Saturday, November 13, 2010

2. Physics of matter: Through the looking glass (draft 2)

(referred to Robert Heinlein’s book Job: A Comedy of Justice here)


There seems to be a natural progression in the sciences, from supposition and myth to hard, sustainable truth. For example, there is a branch of physics dealing with very small, subatomic particles, which is known as quantum mechanics. This particular branch of physics was ultimately an evolution in thinking from chemistry. We knew there was complex stuff in the world around us, compounds that could be broken down. For example, we knew that water could be broken down into two gases -- hydrogen and oxygen (hence, the familiar chemical symbol for water, H2O). We also knew that hydrogen (the H) and oxygen (the O) were as simple as it could get in terms of observable, physical stuff.

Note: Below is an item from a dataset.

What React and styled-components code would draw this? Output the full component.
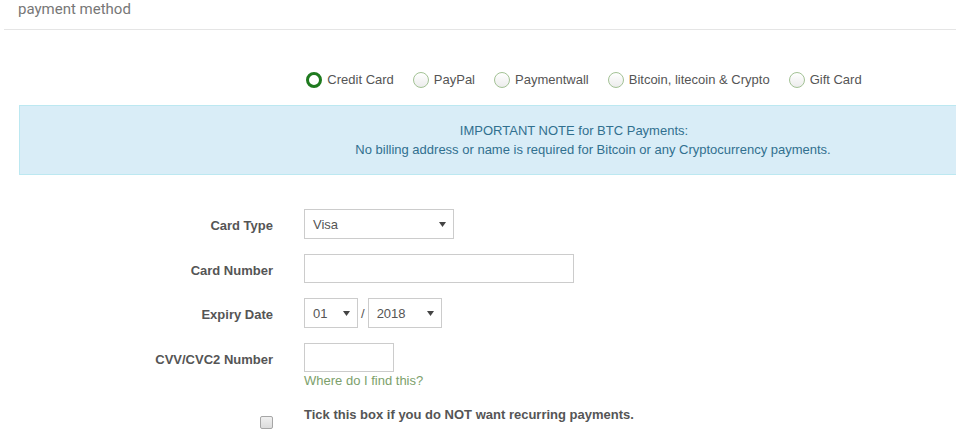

Chemistry was the science of mixing together and breaking apart elements and compounds. It was the science of examining the reactions that occurred between these elements and compounds. It wasn't until much later that scientists figured out that atoms of an element could themselves be broken down. Atoms could be broken into electrons, protons and neutrons. That's about as far as we can get in conventional chemistry. Chemistry understands that compounds like water (H2O) are combinations of elements that are held together, glued together, by sharing electrons. From its chemical formula, we understand that water is composed of two atoms of hydrogen as noted by the H2 and one atom of oxygen denoted by the O, glued together by their electrons forming a single water molecule. that molecule of three atoms is the smallest component to water you can possibly get before it breaks down. It's from there that chemistry evolves into physics.

How did these atomic components stick together? What mysterious properties bound atoms together? And, if we discovered that an atom could be broken in parts, could those parts be further subdivided? That was the birth of the area of physics known as quantum mechanics. The world becomes a very strange place as we entered the world of quantum mechanics. It is a little bit like being Alice and traveling to Wonderland through the looking glass. As we enter the world of quantum mechanics, the rules of reality as we know them twist and turn in strange ways.

We have long known about atoms, protons, neutrons and electrons. What, until recently, we had a very dim understanding of was the nature of those objects, once thought to be elementary and indivisible. We now know that those components of an atom are made up of even smaller components called quarks. We have now conclusively proven that there are six types of quarks called, somewhat whimsically, by their scientist discoverers as: up, down, strange, charmed, top, and bottom. These six types of quarks also have anti-quarks, which have the same properties but the opposite electrical charge.

Shining a Light on Stuff.

Before we move on, and talk more about matter, let's take a look at light. Now be prepared to have the world get even stranger. Scientists have long known that under certain conditions photons , the smallest units of light, behave as a particle. You can smash a photon into and object, breaking that object. On the other hand, if you look at a photon through a different lens, it appears to be a wave, not a particle. there is even an experiment you can do at home with nothing more than scissors, cardboard and a light bulb, which we will describe later, which allows you to view a photons of light as particles and as waves! This dual existence was certainly very strange, and thought to be a property of only light. We thought like was unique.

Foold again! Very recently, scientists have discovered that quarks also seem to exhibit the same duality. Quarks, in fact, are very much like photons. Generally, they look like particles -- little tiny specks of matter. However, when viewed another way quarks, like photons, exhibit behaviors that only could be the behavioral of a wave.

Further through the looking glass!

Now, try to wrap your brain around this. It gets really strange when you think of your coffee cup, your pen, your automobile, even you, is made up of a series of waves instead of a series of particles! We see each other, and the world around us, as particles. However, this weird duality also means that we are made up of waves and extend in all directions. Seeing me as me just happens to be the way the human mind works. What I see with my eyes bears only a passing, partial and incomplete relationship to reality! What we see is apparently an illusion. This is enough to make your head hurt.